IMAGE: A supporter holds a poster of Congress President Rahul Gandhi and JD-S leader H D Kumaraswamy in New Delhi, May 19, 2018. Photograph: Manvender Vashist/PTI Photo

Karnataka's fractured mandate has resulted in high political drama in the state.

Though the election result had been a setback for the Congress, it has succeeded in keeping itself in power, even if in the backseat, by supporting the third-placed Janata Dal-Secular to front the government.

Krishna Prasad, the well-known journalist and former editor-in-chief of Outlook magazine, who in a pre-poll interview to clearly expected the Congress to perform better, argues that the Congress has not been entirely rejected by Karnataka's voters.

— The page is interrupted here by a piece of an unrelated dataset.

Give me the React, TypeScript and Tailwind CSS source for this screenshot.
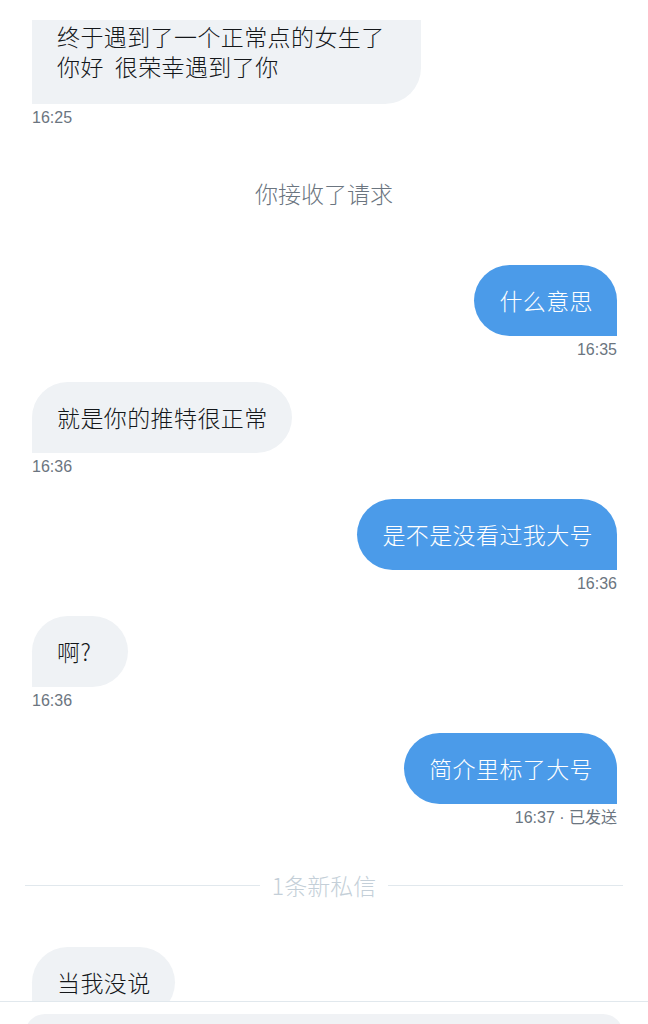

"There's no question that Modi's rallies changed the mood in the last 15 days," Krishna Prasad tells's Utkarsh Mishra.


What went wrong for the Congress and Siddaramaiah?

I don't know what went wrong with the Congress. But sure, (the result) is not what people or analysts expected.

At the same time, as you can see from the hung verdict, it is not as if that the Congress has been entirely rejected or the BJP (Bharatiya Janata Party) has been entirely accepted.

No question that the BJP has put up a very fine performance, from 40 seats it's up to 104.

But as I said in a previous interview, there was always a weight of history behind Siddaramaiah.

Karnataka has never repeated a government in the last 35 years. It seems as if following the trend, but I think it is too simplistic a reading.

The fact that we change a government repeatedly does not mean that we should keep changing it all the time. But I suppose there could be a lot of reasons.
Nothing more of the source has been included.